My Brain Matters: How Multimodal Intra-Individual Classifiers Reliably Predict Attention, While Inter-Individual Classifiers Do Not

Poster Session F - Tuesday, April 16, 2024, 8:00 – 10:00 am EDT, Sheraton Hall ABC

Joshua Friedman1 (jsf2167@columbia.edu), Shiang-Yun Chuko2, Lily Penn3, Hafsah Shaik4, Conor Lee Shatto2, John Thorp2, Xianjue Huang5, Hengbo Tong5, Xiaofu He6, Alfredo Spagna2; 1Teachers College, Columbia University, 2Department of Psychology, Columbia University, 3Cognitive Science, Columbia University, 4Quantitative Methods in the Social Sciences, Columbia University, 5Department of Statistics, Columbia University, 6Department of Psychiatry, Columbia University

Introduction.
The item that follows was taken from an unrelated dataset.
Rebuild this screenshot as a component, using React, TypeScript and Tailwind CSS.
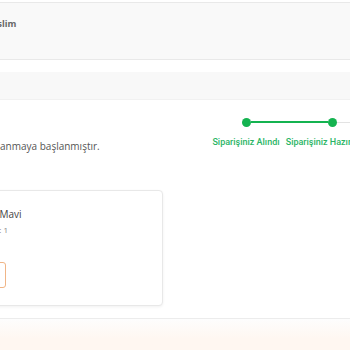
export default function App() {
  return (
    <div className="w-[350px] h-[350px] overflow-hidden bg-white font-['Open_Sans',sans-serif] pt-[2px]">
      {/* Delivery header box */}
      <div className="h-[58px] border-y border-[#e9e9e9] bg-[#f9f9f9] pt-[14px]">
        <p className="-ml-[13px] text-[9px] font-bold text-[#666] leading-[14px]">
          Teslim
        </p>
      </div>

      {/* Empty bar */}
      <div className="mt-[12px] h-[28px] bg-[#f8f8f8] border-b border-[#f1f1f1]" />

      {/* Status row */}
      <div className="flex items-start">
        <p className="mt-[40px] -ml-[75px] w-[220px] shrink-0 text-[10px] text-[#555] leading-[13px] whitespace-nowrap">
          Siparişiniz hazırlanmaya başlanmıştır.
        </p>
        <div className="mt-[17px] ml-[58px] flex shrink-0">
          <div className="flex w-[86px] flex-col items-center">
            <div className="flex h-[10px] w-full items-center">
              <div className="flex-1" />
              <div className="h-[9px] w-[9px] rounded-full bg-[#14b350]" />
              <div className="h-[2px] flex-1 bg-[#14b350]" />
            </div>
            <span className="mt-[9px] whitespace-nowrap font-['Roboto',sans-serif] text-[9px] font-medium text-[#2ab565] leading-[12px]">
              Siparişiniz Alındı
            </span>
          </div>
          <div className="flex w-[86px] flex-col items-center">
            <div className="flex h-[10px] w-full items-center">
              <div className="h-[2px] flex-1 bg-[#14b350]" />
              <div className="h-[9px] w-[9px] rounded-full bg-[#14b350]" />
              <div className="h-[1px] flex-1 bg-[#e3e3e3]" />
            </div>
            <span className="mt-[9px] whitespace-nowrap font-['Roboto',sans-serif] text-[9px] font-medium text-[#2ab565] leading-[12px]">
              Siparişiniz Hazırlanıyor
            </span>
          </div>
        </div>
      </div>

      {/* Product card */}
      <div className="mt-[37px] -ml-[120px] w-[283px] h-[116px] rounded-[4px] border border-[#e8e8e8] bg-white shadow-[0_1px_3px_rgba(0,0,0,0.06)] pl-[120px] pt-[16px]">
        <p className="-ml-[30px] text-[10px] text-[#444] leading-[14px]">
          Renk: Mavi
        </p>
        <p className="-ml-[19px] mt-[3px] text-[8px] text-[#888] leading-[12px]">
          Adet: 1
        </p>
        <div className="-ml-[90px] mt-[26px] w-[95px] h-[26px] rounded-[3px] border border-[#f0b587]" />
      </div>

      {/* Footer */}
      <div className="mt-[12px] border-t border-[#ececec] h-[40px] bg-gradient-to-b from-[#fdfdfd] to-[#fff7f1] to-50%" />
    </div>
  );
}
While the nature and impacts of attention have been hotly debated in the neuroscience community since the field’s origins, the nature of classroom attention, and how students deploy it dynamically over time to learn effectively, is still a nascent field by comparison. Method. We measured brain activity via mobile EEG headsets, facial action amplitudes, posture, and trained observer ratings in real-time in a real classroom during lecture activities to compare the predictability of objectively defined attention via in-class quiz performance and subjectively defined attention via in-class self-reports. Results. Our findings suggest that objectively defined attention is better predicted by the combination of these data than subjectively defined attention, and further, that predicting attention intra-individually (i.e., using subject A’s brain, face, body, and observer-rated data at time t to predict subject A’s attention at time t + 1 (or time t + 100) is highly reliable, while predicting attention inter-individually (i.e., using subject A’s data to predict subject B’s attention) is highly unreliable. Discussion. Our findings suggest that in-classroom models and systems designed to predict or provide feedback to teachers or students on the level of students’ attention in the classroom requires, with current technology, training classifiers on every student in the classroom, rather than a subset of them. Further, they suggest that the combination of brain, face, body, and observer data better explain variation in objective performance than subjective reports, and this carries implication for studies that exclude one or the other form of data in operationalizing classroom attention.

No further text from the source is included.